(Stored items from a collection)
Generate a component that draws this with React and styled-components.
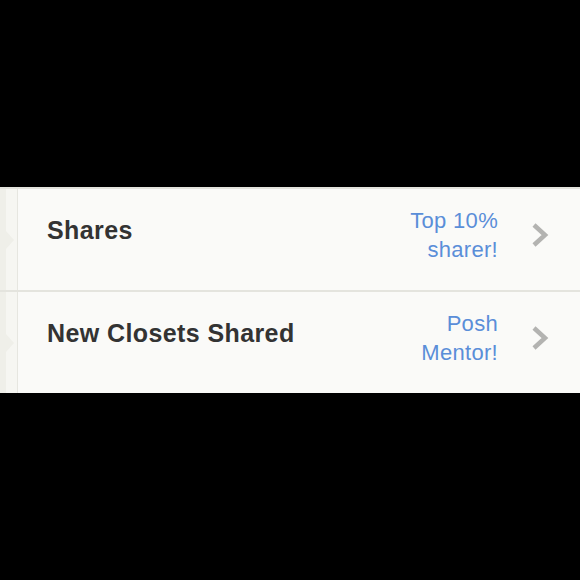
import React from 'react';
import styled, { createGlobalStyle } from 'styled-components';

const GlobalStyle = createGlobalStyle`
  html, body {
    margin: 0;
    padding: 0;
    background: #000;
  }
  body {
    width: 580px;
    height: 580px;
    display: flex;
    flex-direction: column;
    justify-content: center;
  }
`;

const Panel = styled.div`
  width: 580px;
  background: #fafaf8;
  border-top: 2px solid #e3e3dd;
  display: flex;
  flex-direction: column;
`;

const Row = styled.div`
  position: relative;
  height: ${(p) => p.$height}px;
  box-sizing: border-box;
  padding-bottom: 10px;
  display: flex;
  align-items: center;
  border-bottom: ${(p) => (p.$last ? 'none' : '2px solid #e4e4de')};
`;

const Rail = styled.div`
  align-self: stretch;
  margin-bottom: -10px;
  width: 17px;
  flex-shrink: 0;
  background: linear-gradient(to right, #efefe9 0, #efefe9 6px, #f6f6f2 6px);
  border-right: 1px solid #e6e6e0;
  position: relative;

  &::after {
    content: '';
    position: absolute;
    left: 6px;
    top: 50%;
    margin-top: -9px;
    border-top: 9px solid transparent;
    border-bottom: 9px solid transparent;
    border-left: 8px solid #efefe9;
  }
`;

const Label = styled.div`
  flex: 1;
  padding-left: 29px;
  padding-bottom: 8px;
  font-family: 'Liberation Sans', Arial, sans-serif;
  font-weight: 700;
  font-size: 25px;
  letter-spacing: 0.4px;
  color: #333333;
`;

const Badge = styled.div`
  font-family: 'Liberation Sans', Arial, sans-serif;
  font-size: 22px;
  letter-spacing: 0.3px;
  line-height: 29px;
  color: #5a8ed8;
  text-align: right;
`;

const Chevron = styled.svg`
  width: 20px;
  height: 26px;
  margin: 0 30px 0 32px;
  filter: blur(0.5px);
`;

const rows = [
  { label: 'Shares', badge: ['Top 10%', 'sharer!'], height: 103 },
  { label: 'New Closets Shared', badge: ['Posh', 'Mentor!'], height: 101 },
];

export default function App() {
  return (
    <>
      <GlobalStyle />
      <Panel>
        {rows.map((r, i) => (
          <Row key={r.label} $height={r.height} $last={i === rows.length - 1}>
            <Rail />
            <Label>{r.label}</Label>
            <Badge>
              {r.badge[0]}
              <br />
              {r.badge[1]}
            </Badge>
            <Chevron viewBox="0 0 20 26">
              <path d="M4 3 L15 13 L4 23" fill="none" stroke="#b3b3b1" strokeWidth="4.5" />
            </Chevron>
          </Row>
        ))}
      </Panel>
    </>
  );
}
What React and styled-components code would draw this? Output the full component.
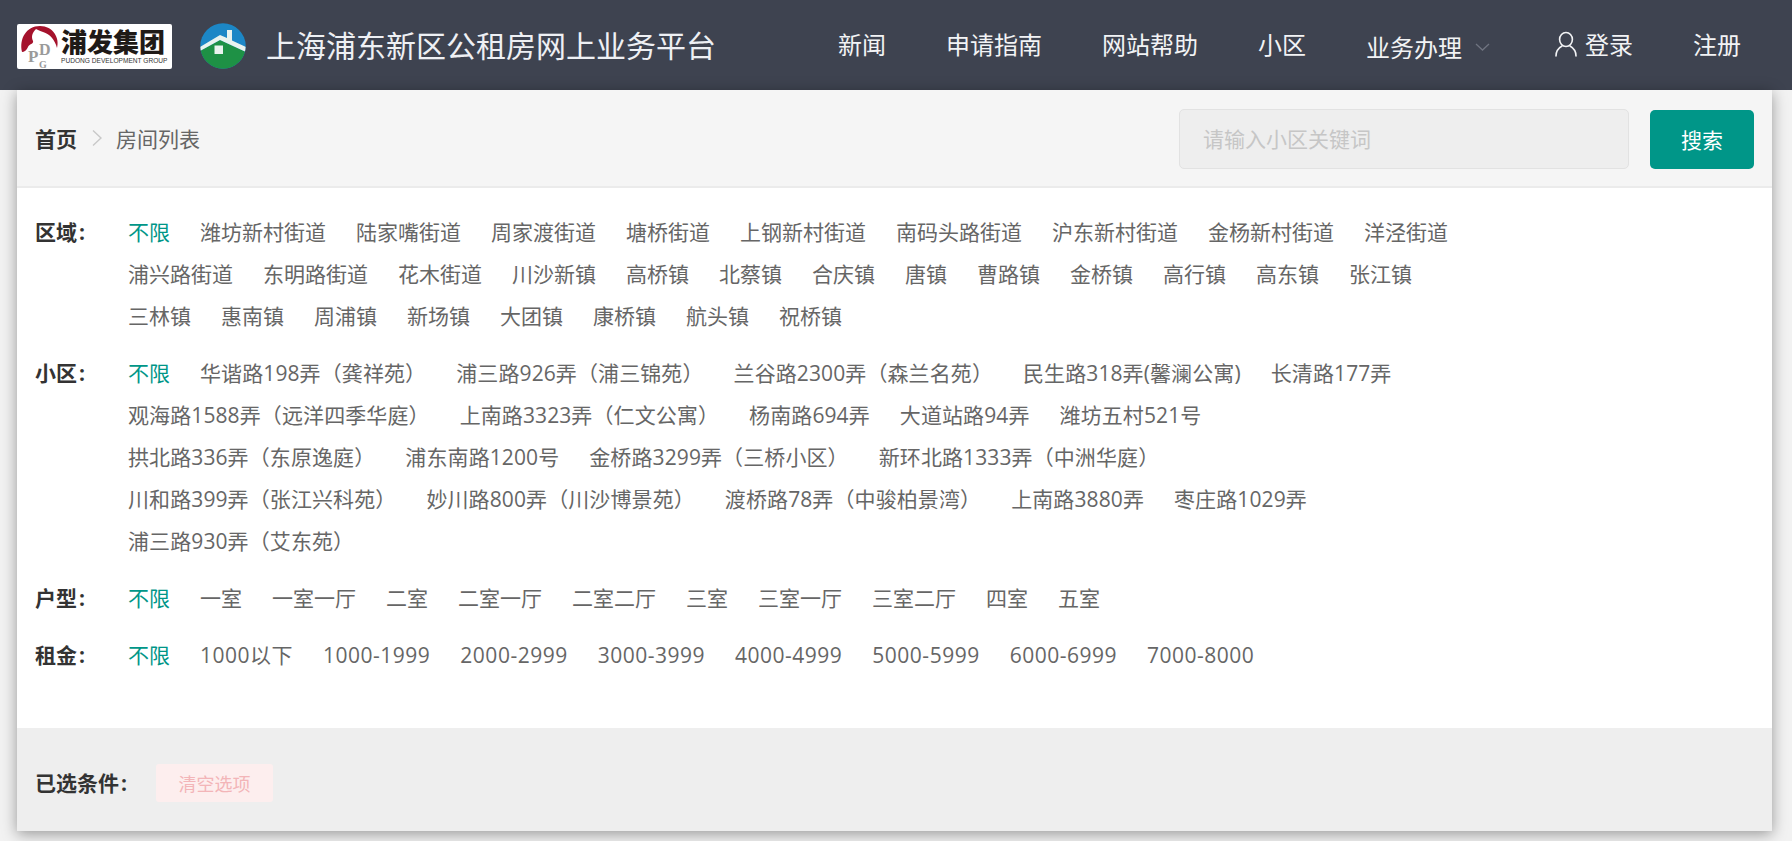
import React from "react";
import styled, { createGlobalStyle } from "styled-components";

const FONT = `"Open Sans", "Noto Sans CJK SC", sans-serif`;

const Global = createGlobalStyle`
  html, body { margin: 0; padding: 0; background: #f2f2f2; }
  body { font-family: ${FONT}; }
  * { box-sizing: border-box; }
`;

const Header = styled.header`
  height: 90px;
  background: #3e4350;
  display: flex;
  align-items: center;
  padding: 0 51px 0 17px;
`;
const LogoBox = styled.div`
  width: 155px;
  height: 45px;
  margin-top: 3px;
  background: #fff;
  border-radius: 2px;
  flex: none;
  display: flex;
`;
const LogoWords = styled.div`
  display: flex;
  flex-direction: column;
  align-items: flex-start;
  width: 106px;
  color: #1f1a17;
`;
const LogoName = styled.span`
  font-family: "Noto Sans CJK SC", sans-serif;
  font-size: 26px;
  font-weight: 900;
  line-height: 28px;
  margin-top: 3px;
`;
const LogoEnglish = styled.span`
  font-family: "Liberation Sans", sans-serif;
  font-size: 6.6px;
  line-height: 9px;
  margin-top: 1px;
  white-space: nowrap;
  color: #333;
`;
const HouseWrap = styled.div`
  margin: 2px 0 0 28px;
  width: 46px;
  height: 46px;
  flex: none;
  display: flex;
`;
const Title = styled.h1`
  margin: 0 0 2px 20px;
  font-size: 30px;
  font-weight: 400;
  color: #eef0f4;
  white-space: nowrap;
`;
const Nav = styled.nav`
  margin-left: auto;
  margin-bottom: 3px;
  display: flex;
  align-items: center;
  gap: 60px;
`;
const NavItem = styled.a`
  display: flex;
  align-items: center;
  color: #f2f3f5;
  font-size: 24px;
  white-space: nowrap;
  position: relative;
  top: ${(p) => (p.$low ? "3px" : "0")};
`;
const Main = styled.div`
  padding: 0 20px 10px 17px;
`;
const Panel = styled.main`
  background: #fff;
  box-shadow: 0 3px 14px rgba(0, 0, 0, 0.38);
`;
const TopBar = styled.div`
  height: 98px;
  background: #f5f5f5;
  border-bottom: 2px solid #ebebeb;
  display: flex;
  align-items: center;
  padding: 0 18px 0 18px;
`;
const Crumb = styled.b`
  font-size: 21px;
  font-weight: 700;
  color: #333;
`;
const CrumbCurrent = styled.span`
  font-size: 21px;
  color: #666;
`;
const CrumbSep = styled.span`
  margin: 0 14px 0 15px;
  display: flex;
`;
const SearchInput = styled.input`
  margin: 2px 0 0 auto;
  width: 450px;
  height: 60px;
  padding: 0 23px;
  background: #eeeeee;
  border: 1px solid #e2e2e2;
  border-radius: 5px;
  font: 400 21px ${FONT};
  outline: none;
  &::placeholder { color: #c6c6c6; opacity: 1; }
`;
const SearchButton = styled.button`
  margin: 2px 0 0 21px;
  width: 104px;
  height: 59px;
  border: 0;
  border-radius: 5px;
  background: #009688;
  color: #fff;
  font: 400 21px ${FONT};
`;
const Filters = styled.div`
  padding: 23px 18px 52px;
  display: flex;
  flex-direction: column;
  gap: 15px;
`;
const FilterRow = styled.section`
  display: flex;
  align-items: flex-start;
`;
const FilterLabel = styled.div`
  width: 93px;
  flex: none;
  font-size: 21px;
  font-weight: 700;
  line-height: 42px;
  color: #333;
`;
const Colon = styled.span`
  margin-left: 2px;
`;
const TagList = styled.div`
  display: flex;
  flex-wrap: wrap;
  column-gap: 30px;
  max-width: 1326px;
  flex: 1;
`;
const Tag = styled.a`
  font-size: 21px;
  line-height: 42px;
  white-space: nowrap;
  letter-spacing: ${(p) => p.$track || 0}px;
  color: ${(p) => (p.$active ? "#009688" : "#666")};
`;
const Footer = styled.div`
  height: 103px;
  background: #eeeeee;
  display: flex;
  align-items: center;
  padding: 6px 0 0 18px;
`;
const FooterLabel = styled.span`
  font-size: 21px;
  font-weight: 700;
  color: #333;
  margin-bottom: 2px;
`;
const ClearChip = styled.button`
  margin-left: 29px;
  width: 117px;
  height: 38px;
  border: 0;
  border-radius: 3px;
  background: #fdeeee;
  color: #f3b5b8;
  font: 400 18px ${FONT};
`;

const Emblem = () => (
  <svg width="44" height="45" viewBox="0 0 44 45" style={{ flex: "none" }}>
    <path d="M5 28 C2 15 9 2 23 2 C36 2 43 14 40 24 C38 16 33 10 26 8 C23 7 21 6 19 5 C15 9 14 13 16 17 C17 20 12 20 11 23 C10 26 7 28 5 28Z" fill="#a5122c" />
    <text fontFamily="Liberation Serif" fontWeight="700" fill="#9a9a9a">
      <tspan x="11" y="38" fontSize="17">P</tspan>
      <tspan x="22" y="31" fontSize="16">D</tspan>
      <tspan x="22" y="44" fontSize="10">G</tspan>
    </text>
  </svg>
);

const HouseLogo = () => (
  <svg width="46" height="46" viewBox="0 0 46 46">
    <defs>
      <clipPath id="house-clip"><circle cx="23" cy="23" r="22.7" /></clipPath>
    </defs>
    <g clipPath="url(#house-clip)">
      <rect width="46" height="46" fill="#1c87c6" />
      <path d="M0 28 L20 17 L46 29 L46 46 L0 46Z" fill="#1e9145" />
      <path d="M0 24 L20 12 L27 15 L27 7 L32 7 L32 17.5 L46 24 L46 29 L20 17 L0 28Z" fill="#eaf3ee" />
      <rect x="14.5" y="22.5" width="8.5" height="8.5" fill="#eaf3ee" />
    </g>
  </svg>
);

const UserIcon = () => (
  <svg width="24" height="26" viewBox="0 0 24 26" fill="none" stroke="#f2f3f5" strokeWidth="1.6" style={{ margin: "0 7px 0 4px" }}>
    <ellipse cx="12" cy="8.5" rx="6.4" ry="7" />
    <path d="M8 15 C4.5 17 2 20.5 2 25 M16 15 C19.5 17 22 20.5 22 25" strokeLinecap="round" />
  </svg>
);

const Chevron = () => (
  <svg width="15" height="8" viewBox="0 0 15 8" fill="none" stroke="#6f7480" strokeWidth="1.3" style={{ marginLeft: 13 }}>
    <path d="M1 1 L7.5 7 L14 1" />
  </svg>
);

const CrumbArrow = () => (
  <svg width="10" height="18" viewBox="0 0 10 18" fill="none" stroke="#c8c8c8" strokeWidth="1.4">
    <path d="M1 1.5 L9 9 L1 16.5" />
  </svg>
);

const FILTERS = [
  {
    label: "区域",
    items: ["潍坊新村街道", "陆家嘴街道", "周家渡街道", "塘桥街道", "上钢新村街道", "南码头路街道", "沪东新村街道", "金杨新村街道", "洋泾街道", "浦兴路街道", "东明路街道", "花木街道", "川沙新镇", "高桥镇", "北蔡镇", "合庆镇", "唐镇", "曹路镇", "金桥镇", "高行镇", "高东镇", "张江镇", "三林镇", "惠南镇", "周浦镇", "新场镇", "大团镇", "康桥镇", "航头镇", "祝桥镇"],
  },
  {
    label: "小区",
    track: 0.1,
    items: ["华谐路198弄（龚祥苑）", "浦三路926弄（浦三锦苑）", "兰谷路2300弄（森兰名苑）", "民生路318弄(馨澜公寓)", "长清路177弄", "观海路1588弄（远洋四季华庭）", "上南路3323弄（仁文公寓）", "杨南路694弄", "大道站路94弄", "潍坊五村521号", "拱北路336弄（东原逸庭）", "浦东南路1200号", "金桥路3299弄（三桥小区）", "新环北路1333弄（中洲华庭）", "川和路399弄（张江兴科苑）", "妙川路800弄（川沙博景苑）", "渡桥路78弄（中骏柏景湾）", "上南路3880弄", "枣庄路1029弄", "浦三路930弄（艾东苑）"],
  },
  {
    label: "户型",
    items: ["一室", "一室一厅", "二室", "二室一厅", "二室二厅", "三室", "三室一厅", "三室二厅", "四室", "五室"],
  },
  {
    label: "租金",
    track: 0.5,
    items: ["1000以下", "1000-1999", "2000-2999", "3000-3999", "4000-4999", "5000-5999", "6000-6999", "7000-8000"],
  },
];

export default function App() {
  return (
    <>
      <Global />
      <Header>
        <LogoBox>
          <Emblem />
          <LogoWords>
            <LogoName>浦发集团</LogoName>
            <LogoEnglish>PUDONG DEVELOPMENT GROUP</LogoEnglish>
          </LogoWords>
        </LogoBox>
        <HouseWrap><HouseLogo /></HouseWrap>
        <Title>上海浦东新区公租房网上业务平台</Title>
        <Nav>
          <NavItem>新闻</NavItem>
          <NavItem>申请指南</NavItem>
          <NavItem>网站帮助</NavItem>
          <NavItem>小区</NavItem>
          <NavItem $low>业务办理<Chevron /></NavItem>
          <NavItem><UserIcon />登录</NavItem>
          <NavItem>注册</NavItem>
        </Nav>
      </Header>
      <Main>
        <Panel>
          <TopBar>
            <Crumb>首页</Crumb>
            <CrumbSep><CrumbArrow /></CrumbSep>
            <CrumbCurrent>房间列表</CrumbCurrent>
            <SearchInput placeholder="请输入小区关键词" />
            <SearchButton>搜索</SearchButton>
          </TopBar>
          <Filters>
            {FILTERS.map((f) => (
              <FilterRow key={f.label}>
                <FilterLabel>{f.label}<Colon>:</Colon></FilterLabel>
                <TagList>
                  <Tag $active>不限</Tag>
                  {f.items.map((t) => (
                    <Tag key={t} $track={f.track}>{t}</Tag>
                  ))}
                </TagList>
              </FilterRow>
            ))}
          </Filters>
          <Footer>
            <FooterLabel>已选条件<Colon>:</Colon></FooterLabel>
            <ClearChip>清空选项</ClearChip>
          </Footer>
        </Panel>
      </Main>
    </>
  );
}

:: Short exercise ::
Which lines contain the word "components"? Copy each of them.

:: The answer ::
Generate a component that draws this with React and styled-components.
import styled, { createGlobalStyle } from 'styled-components';
What React and styled-components code would draw this? Output the full component.
import styled, { createGlobalStyle } from "styled-components";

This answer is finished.